Les images d’Ilya Green, qui sont toujours magnifiques, se déploient ici sur un grand format à l’italienne, au papier épais, elles sont même rehaussées d’or sur la couverture.
On prend un grand plaisir à feuilleter le livre, à le toucher. La rondeur enfantine des visages, la tendresse des regards, la nature luxuriante, chaleureuse, lumineuse, tout dans l’image rassure le jeune lecteur, lui permet de poursuivre sereinement la lecture même dans les moments les plus difficiles pour la jeune héroïne.

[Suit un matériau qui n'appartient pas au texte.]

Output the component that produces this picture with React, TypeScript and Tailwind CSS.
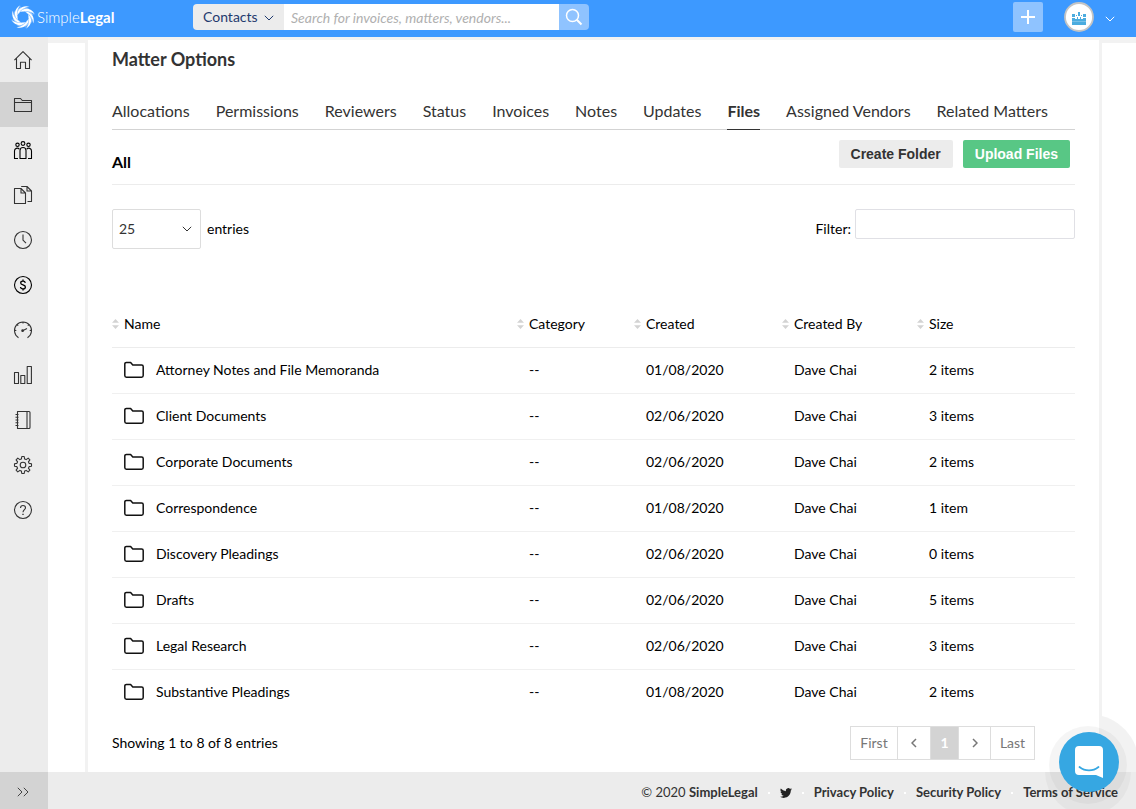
import { useState } from 'react';
import type { ReactNode } from 'react';

interface FileRow {
  name: string;
  category: string;
  created: string;
  createdBy: string;
  size: string;
}

const TABS = [
  'Allocations',
  'Permissions',
  'Reviewers',
  'Status',
  'Invoices',
  'Notes',
  'Updates',
  'Files',
  'Assigned Vendors',
  'Related Matters',
];

const COLUMNS = [
  { label: 'Name', width: '' },
  { label: 'Category', width: 'w-[117px]' },
  { label: 'Created', width: 'w-[148px]' },
  { label: 'Created By', width: 'w-[135px]' },
  { label: 'Size', width: 'w-[158px]' },
];

const ROWS: FileRow[] = [
  { name: 'Attorney Notes and File Memoranda', category: '--', created: '01/08/2020', createdBy: 'Dave Chai', size: '2 items' },
  { name: 'Client Documents', category: '--', created: '02/06/2020', createdBy: 'Dave Chai', size: '3 items' },
  { name: 'Corporate Documents', category: '--', created: '02/06/2020', createdBy: 'Dave Chai', size: '2 items' },
  { name: 'Correspondence', category: '--', created: '01/08/2020', createdBy: 'Dave Chai', size: '1 item' },
  { name: 'Discovery Pleadings', category: '--', created: '02/06/2020', createdBy: 'Dave Chai', size: '0 items' },
  { name: 'Drafts', category: '--', created: '02/06/2020', createdBy: 'Dave Chai', size: '5 items' },
  { name: 'Legal Research', category: '--', created: '02/06/2020', createdBy: 'Dave Chai', size: '3 items' },
  { name: 'Substantive Pleadings', category: '--', created: '01/08/2020', createdBy: 'Dave Chai', size: '2 items' },
];

// Sidebar glyphs share an 18x18 box
function NavIcon({ children, dark = false }: { children: ReactNode; dark?: boolean }) {
  return (
    <svg
      width="20"
      height="20"
      viewBox="-1 -1 20 20"
      fill="none"
      stroke={dark ? '#000' : '#333'}
      strokeWidth="1.1"
      strokeLinejoin="round"
      aria-hidden="true"
    >
      {children}
    </svg>
  );
}

const NAV_ITEMS: Array<{ label: string; icon: ReactNode }> = [
  {
    label: 'Home',
    icon: (
      <NavIcon>
        <path d="M.4 9.2 9 .6l8.6 8.6M2.5 7.4v10.1h4v-6.2h5v6.2h4V7.4" />
      </NavIcon>
    ),
  },
  {
    label: 'Matters',
    icon: (
      <NavIcon>
        <path d="M.5 15.500V2.500h6l1.800 2h9.200v11zM.5 6.500h17" />
      </NavIcon>
    ),
  },
  {
    label: 'Vendors',
    icon: (
      <NavIcon dark>
        <circle cx="9" cy="2.500" r="1.900" />
        <circle cx="3.500" cy="3.800" r="1.700" />
        <circle cx="14.500" cy="3.800" r="1.700" />
        <path d="M6 17.500V9.500a3 3 0 0 1 6 0v8zM4 17.500H.5V10A2.700 2.700 0 0 1 5.300 8.200M14 17.500h3.500V10a2.700 2.700 0 0 0-4.800-1.800" />
      </NavIcon>
    ),
  },
  {
    label: 'Documents',
    icon: (
      <NavIcon>
        <path d="M.5 17.500v-15H7L11.500 7v10.500zM7 2.500V7h4.500M7.200.5h5.800l4.500 4.500v10.500h-4M13 .5V5h4.500" />
      </NavIcon>
    ),
  },
  {
    label: 'Timekeeping',
    icon: (
      <NavIcon>
        <circle cx="9" cy="9" r="8.500" />
        <path d="M9 3.500V9.200l3 3" />
      </NavIcon>
    ),
  },
  {
    label: 'Billing',
    icon: (
      <NavIcon dark>
        <circle cx="9" cy="9" r="8.500" />
        <path
          d="M11.300 6.800C11.100 5.700 10.200 5.200 9 5.200c-1.400 0-2.300.6-2.300 1.700C6.700 9.500 11.400 8.300 11.400 11c0 1.200-1 1.900-2.400 1.900s-2.400-.7-2.500-1.900M9 3.500v1.700M9 12.900v1.700"
          strokeWidth="1.300"
        />
      </NavIcon>
    ),
  },
  {
    label: 'Dashboard',
    icon: (
      <NavIcon>
        <path d="M4.500 16.700a8.500 8.500 0 1 1 9 0M9 .8v1.800M.5 9.500h1.800M15.700 9.500h1.800M3 3.500l1.200 1.200M15 3.500l-1.200 1.200M8.600 9.800l4.400-2.300" />
        <circle cx="8.600" cy="9.700" r=".8" fill="#333" />
      </NavIcon>
    ),
  },
  {
    label: 'Reports',
    icon: (
      <NavIcon>
        <path d="M.5 6.500h4v11h-4zM6.800 9.500h4v8h-4zM13.200.5h4.200v17h-4.200z" />
      </NavIcon>
    ),
  },
  {
    label: 'Directory',
    icon: (
      <NavIcon>
        <path d="M3.500.5H15a1 1 0 0 1 1 1v15a1 1 0 0 1-1 1H3.500zM13 .5v17M1.500 3.500h3M1.500 6.300h3M1.500 9h3M1.500 11.800h3M1.500 14.500h3" />
      </NavIcon>
    ),
  },
  {
    label: 'Settings',
    icon: (
      <NavIcon>
        <path d="M7.400 2.900 7.800.5h2.400l.4 2.400 1.600.7 2-1.500 1.700 1.700-1.500 2 .7 1.600 2.400.4v2.400l-2.400.4-.7 1.600 1.500 2-1.700 1.700-2-1.500-1.600.7-.4 2.400H7.800l-.4-2.400-1.600-.7-2 1.500-1.700-1.700 1.500-2-.7-1.600L.5 10.200V7.800l2.400-.4.7-1.600-1.500-2 1.700-1.700 2 1.500z" />
        <circle cx="9" cy="9" r="2.800" />
      </NavIcon>
    ),
  },
  {
    label: 'Help',
    icon: (
      <NavIcon>
        <circle cx="9" cy="9" r="8.500" />
        <path d="M6.500 6.900A2.500 2.500 0 0 1 9 4.500c1.500 0 2.500.9 2.500 2.200C11.500 8.600 9 8.700 9 11.300" />
        <path d="M9 12.700v1.300" strokeWidth="1.400" />
      </NavIcon>
    ),
  },
];

const BLADE_ANGLES = [0, 45, 90, 135, 180, 225, 270, 315];

function Logo() {
  return (
    <a href="#" className="flex items-center gap-0.5 text-[15px] leading-5 text-white">
      <svg width="24" height="24" viewBox="-12 -12 24 24" fill="#fff" aria-hidden="true">
        {BLADE_ANGLES.map((angle) => (
          <g key={angle} transform={`rotate(${angle})`}>
            <path d="M-5.500-1.500C-6.500-7-1-12.500 6.500-10.200 1.500-10-3-7-5.500-1.500z" />
            <path d="M-4.300-3.500C-2-7.500 1.500-9.300 5.500-8.700" fill="none" stroke="#fff" strokeWidth=".5" />
          </g>
        ))}
      </svg>
      <span className="font-light">
        Simple<span className="font-bold">Legal</span>
      </span>
    </a>
  );
}

function Chevron({ className }: { className: string }) {
  return (
    <svg width="10" height="6" viewBox="0 0 10 6" fill="none" stroke="currentColor" className={className} aria-hidden="true">
      <path d="M.8.8 5 5 9.200.8" />
    </svg>
  );
}

function TopBar() {
  return (
    <header className="flex h-[37px] shrink-0 items-center bg-[#3d99ff] pr-[21px] pl-[11px]">
      <div className="w-[182px] shrink-0 pb-1">
        <Logo />
      </div>

      <form className="flex w-[396px] pb-1" onSubmit={(e) => e.preventDefault()}>
        <div className="relative shrink-0">
          <select
            aria-label="Search in"
            className="block h-[26px] w-[91px] appearance-none rounded-l-sm bg-[#ececec] pl-2.5 text-sm text-[#1f3a6e]"
          >
            <option>Contacts</option>
          </select>
          <Chevron className="pointer-events-none absolute top-[11px] right-2.5 text-[#1f3a6e]" />
        </div>
        <input
          type="search"
          aria-label="Search"
          placeholder="Search for invoices, matters, vendors..."
          className="h-[26px] min-w-0 flex-1 bg-white pt-0.5 pl-[7px] text-sm italic outline-none placeholder:text-[#b0b0b0]"
        />
        <button
          type="submit"
          aria-label="Submit search"
          className="flex h-[26px] w-[30px] items-center justify-center rounded-r-sm bg-[#8fc3ff]"
        >
          <svg width="18" height="18" viewBox="0 0 18 18" fill="none" stroke="#fff" aria-hidden="true">
            <circle cx="7.500" cy="7.500" r="6" strokeWidth="1.500" />
            <path d="m11.800 11.800 4.700 4.700" strokeWidth="2" />
          </svg>
        </button>
      </form>

      <div className="ml-auto flex items-center pb-1">
        <button type="button" aria-label="Add" className="flex h-[30px] w-[30px] items-center justify-center rounded-xs bg-[#8fc3ff]">
          <svg width="14" height="14" viewBox="0 0 14 14" stroke="#fff" strokeWidth="2" aria-hidden="true">
            <path d="M7 0v14M0 7h14" />
          </svg>
        </button>
        <button type="button" aria-label="Account" className="ml-[21px] flex items-center text-white">
          <svg width="30" height="30" viewBox="0 0 30 30" aria-hidden="true">
            <circle cx="15" cy="15" r="14" fill="#fff" stroke="#c4c4c4" strokeWidth="1.800" />
            <path
              d="M8 16h3v1h2v-2h1v2h2v-2h1v2h2v-1h3v7H8zM14 10h2v4h-2zM8 12h3v3H8zM19 12h3v3h-3zM12 13h1v1h-1zM17 13h1v1h-1z"
              fill="#4bacdf"
            />
            <path d="M8 19.500h14" stroke="#a5d5ee" strokeWidth=".5" />
          </svg>
          <Chevron className="mt-1 ml-[11px]" />
        </button>
      </div>
    </header>
  );
}

function Sidebar() {
  return (
    <nav aria-label="Main" className="w-12 shrink-0 bg-[#ececec]">
      <ul>
        {NAV_ITEMS.map((item) => (
          <li key={item.label}>
            <a
              href="#"
              aria-label={item.label}
              aria-current={item.label === 'Matters' ? 'page' : undefined}
              className={`flex h-[45px] items-center justify-center pr-0.5 ${
                item.label === 'Matters' ? 'bg-[#d3d3d3]' : ''
              }`}
            >
              {item.icon}
            </a>
          </li>
        ))}
      </ul>
    </nav>
  );
}

function FilesTable({ rows }: { rows: FileRow[] }) {
  return (
    <table className="mt-[53px] w-full table-fixed border-collapse text-sm">
      <thead>
        <tr className="h-[45px] border-b border-[#ececec]">
          {COLUMNS.map((col) => (
            <th key={col.label} scope="col" className={`p-0 text-left font-normal ${col.width}`}>
              <button type="button" className="flex items-center gap-[5px]">
                <svg width="7" height="10" viewBox="0 0 7 10" fill="#d3d3d3" aria-hidden="true">
                  <path d="M3.500 0 7 3.800H0zM3.500 10 0 6.200h7z" />
                </svg>
                {col.label}
              </button>
            </th>
          ))}
        </tr>
      </thead>
      <tbody>
        {rows.map((row) => (
          <tr key={row.name} className="h-[46px] border-b border-[#f0f0f0] last:border-b-0">
            <td className="p-0 pl-3">
              <a href="#" className="flex items-center gap-3">
                <svg width="20" height="18" viewBox="0 0 20 18" fill="none" stroke="#111" strokeWidth="1.500" strokeLinejoin="round" aria-hidden="true">
                  <path d="M.8 3a1.600 1.600 0 0 1 1.600-1.600h4.200L8.800 4h8.800a1.600 1.600 0 0 1 1.600 1.600v9a1.600 1.600 0 0 1-1.600 1.600H2.400A1.600 1.600 0 0 1 .8 14.600z" />
                </svg>
                {row.name}
              </a>
            </td>
            <td className="p-0 pl-3">{row.category}</td>
            <td className="p-0 pl-3">{row.created}</td>
            <td className="p-0 pl-3">{row.createdBy}</td>
            <td className="p-0 pl-3">{row.size}</td>
          </tr>
        ))}
      </tbody>
    </table>
  );
}

function Pagination() {
  return (
    <nav aria-label="Pagination" className="mr-10 flex h-[34px] divide-x divide-[#ddd] border border-[#ddd] text-sm text-[#777]">
      <button type="button" className="w-[47px]">First</button>
      <button type="button" aria-label="Previous" className="flex w-[33px] items-center justify-center">
        <svg width="6" height="10" viewBox="0 0 6 10" fill="none" stroke="currentColor" strokeWidth="1.500" aria-hidden="true">
          <path d="M5 1 1 5l4 4" />
        </svg>
      </button>
      <button type="button" aria-current="page" className="w-7 bg-[#d3d3d3] font-bold text-white">1</button>
      <button type="button" aria-label="Next" className="flex w-8 items-center justify-center">
        <svg width="6" height="10" viewBox="0 0 6 10" fill="none" stroke="currentColor" strokeWidth="1.500" aria-hidden="true">
          <path d="m1 1 4 4-4 4" />
        </svg>
      </button>
      <button type="button" className="w-[43px]">Last</button>
    </nav>
  );
}

function Dot() {
  return <span className="h-0.5 w-0.5 bg-white" />;
}

function Footer() {
  return (
    <footer className="flex h-[37px] shrink-0 bg-[#ececec] text-[13px] text-[#333]">
      <button type="button" aria-label="Expand menu" className="flex w-12 items-center justify-center bg-[#d3d3d3] pt-0.5 pr-0.5">
        <svg width="12" height="10" viewBox="0 0 12 10" fill="none" stroke="#444" aria-hidden="true">
          <path d="m.8.8 4.200 4.200-4.200 4.200M6.800.8 11 5 6.800 9.200" />
        </svg>
      </button>
      <div className="flex flex-1 items-center justify-end gap-2.5 pt-1.5 pr-[18px] pb-0.5">
        <span>
          © 2020 <span className="font-bold">SimpleLegal</span>
        </span>
        <Dot />
        <a href="#" aria-label="Twitter">
          <svg width="12" height="12" viewBox="0 0 24 24" fill="#222" aria-hidden="true">
            <path d="M23.950 4.570a10 10 0 0 1-2.820.770 4.960 4.960 0 0 0 2.160-2.720 9.900 9.900 0 0 1-3.120 1.190 4.920 4.920 0 0 0-8.380 4.480A13.930 13.930 0 0 1 1.640 3.160a4.920 4.920 0 0 0 1.520 6.570 4.900 4.900 0 0 1-2.230-.610v.060a4.920 4.920 0 0 0 3.950 4.830 5 5 0 0 1-2.210.080 4.940 4.940 0 0 0 4.600 3.420A9.870 9.870 0 0 1 0 19.540a13.990 13.990 0 0 0 7.550 2.210c9.140 0 14.300-7.720 14-14.620a10.200 10.200 0 0 0 2.400-2.560z" />
          </svg>
        </a>
        <Dot />
        <a href="#" className="font-bold">Privacy Policy</a>
        <Dot />
        <a href="#" className="font-bold">Security Policy</a>
        <Dot />
        <a href="#" className="font-bold">Terms of Service</a>
      </div>
    </footer>
  );
}

function ChatLauncher() {
  return (
    <button type="button" aria-label="Open chat" className="fixed right-[17px] bottom-[17px] h-[60px] w-[60px] rounded-full">
      <svg width="60" height="60" viewBox="0 0 60 60" className="overflow-visible" aria-hidden="true">
        {/* Soft halo */}
        <path d="M43-16A49 49 0 0 1 79 40H43z" fill="#000" fillOpacity=".05" />
        <circle cx="29" cy="33" r="39" fill="#000" fillOpacity=".04" />
        <path d="M-14 40A43 43 0 0 0 72 40z" fill="#000" fillOpacity=".03" />
        <circle cx="30" cy="30" r="30" fill="#36a7e2" />
        <path d="M20 14h20a4 4 0 0 1 4 4v28l-7-3H20a4 4 0 0 1-4-4V18a4 4 0 0 1 4-4z" fill="#fff" />
        <path d="M20.500 35c5.500 4.500 13.500 4.500 19 0" fill="none" stroke="#36a7e2" strokeWidth="1.800" strokeLinecap="round" />
      </svg>
    </button>
  );
}

export default function App() {
  const [activeTab, setActiveTab] = useState('Files');
  const [filter, setFilter] = useState('');

  const rows = ROWS.filter((row) => row.name.toLowerCase().includes(filter.toLowerCase()));

  return (
    <div className="flex min-h-screen flex-col overflow-x-hidden bg-white font-[Lato,sans-serif] text-black">
      <TopBar />

      <div className="flex flex-1">
        <Sidebar />

        <div className="flex min-w-0 flex-1 border-t-[3px] border-[#f2f2f2]">
          <div className="w-[37px] shrink-0 border-t-[3px] border-[#f2f2f2]" />
          <main className="min-w-0 flex-1 border-x-[3px] border-[#f2f2f2] px-6 pt-[7px] pb-3">
            <h1 className="text-lg leading-6 font-bold text-[#333]">Matter Options</h1>

            {/* Section tabs */}
            <div role="tablist" className="mt-7 flex gap-[26px] border-b border-[#d3d3d3]">
              {TABS.map((tab) => (
                <button
                  key={tab}
                  type="button"
                  role="tab"
                  aria-selected={tab === activeTab}
                  onClick={() => setActiveTab(tab)}
                  className={`-mb-px border-b pb-1.5 text-base leading-6 whitespace-nowrap text-[#333] ${
                    tab === activeTab ? 'border-[#333] font-bold' : 'border-transparent'
                  }`}
                >
                  {tab}
                </button>
              ))}
            </div>

            {/* Folder heading and actions */}
            <div className="flex h-[55px] items-start justify-between border-b border-[#ececec] pt-2.5 pr-[5px]">
              <h2 className="pt-2.5 text-base leading-6 font-bold">All</h2>
              <div className="flex gap-2.5 font-['Liberation_Sans',Arial,sans-serif] text-sm font-bold">
                <button type="button" className="h-7 rounded-xs bg-[#ececec] px-3 text-[#333]">Create Folder</button>
                <button type="button" className="h-7 rounded-xs bg-[#58c785] px-3 text-white">Upload Files</button>
              </div>
            </div>

            {/* Page length and filter */}
            <div className="mt-6 flex items-start justify-between text-sm leading-10">
              <label className="flex gap-1.5">
                <span className="relative">
                  <select className="h-10 w-[89px] appearance-none rounded-xs border border-[#ddd] pl-1.5 text-sm text-[#333]">
                    <option>25</option>
                    <option>50</option>
                    <option>100</option>
                  </select>
                  <Chevron className="pointer-events-none absolute top-[17px] right-[9px] text-[#333]" />
                </span>
                entries
              </label>
              <label className="flex gap-1">
                Filter:
                <input
                  type="text"
                  value={filter}
                  onChange={(e) => setFilter(e.target.value)}
                  className="h-[30px] w-[220px] rounded-xs border border-[#e0e0e5] px-2"
                />
              </label>
            </div>

            <FilesTable rows={rows} />

            <div className="mt-[11px] flex items-center justify-between text-sm">
              <p>Showing 1 to {rows.length} of {ROWS.length} entries</p>
              <Pagination />
            </div>
          </main>
          <div className="w-[34px] shrink-0 border-t-[3px] border-[#f2f2f2]" />
        </div>
      </div>

      <Footer />
      <ChatLauncher />
    </div>
  );
}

L’intimité offerte ici par Ilya Green rend cet album très touchant.
Mais je crois que c’est aussi à cause de cette grande part d’intime que je ne suis pas totalement à l’aise avec cet album. Le texte, pourtant poétique et métaphorique, ne m’a pas emportée. Si j’ai plongé avec délice dans les images, je suis en revanche restée en périphérie de l’histoire, c’est de loin que j’ai accompagnée cette fillette (qui pourtant parle à la première personne) sur son chemin de deuil. Je me suis même surprise à le lire à voix haute tout en pensant à un autre album d’Ilya Green, Mon arbre, auquel il fait clairement écho (et qu’il éclaire d’un jour nouveau)
Les enfants à qui j’ai lu cet album, eux, sont tous allés jusqu’au bout de l’histoire, preuve qu’ils ont adhéré, sans quoi ils ne se seraient pas embarrassés de politesse, ils auraient fermé le livre pour passer à autre chose (oui, ils ont le droit et ils le savent).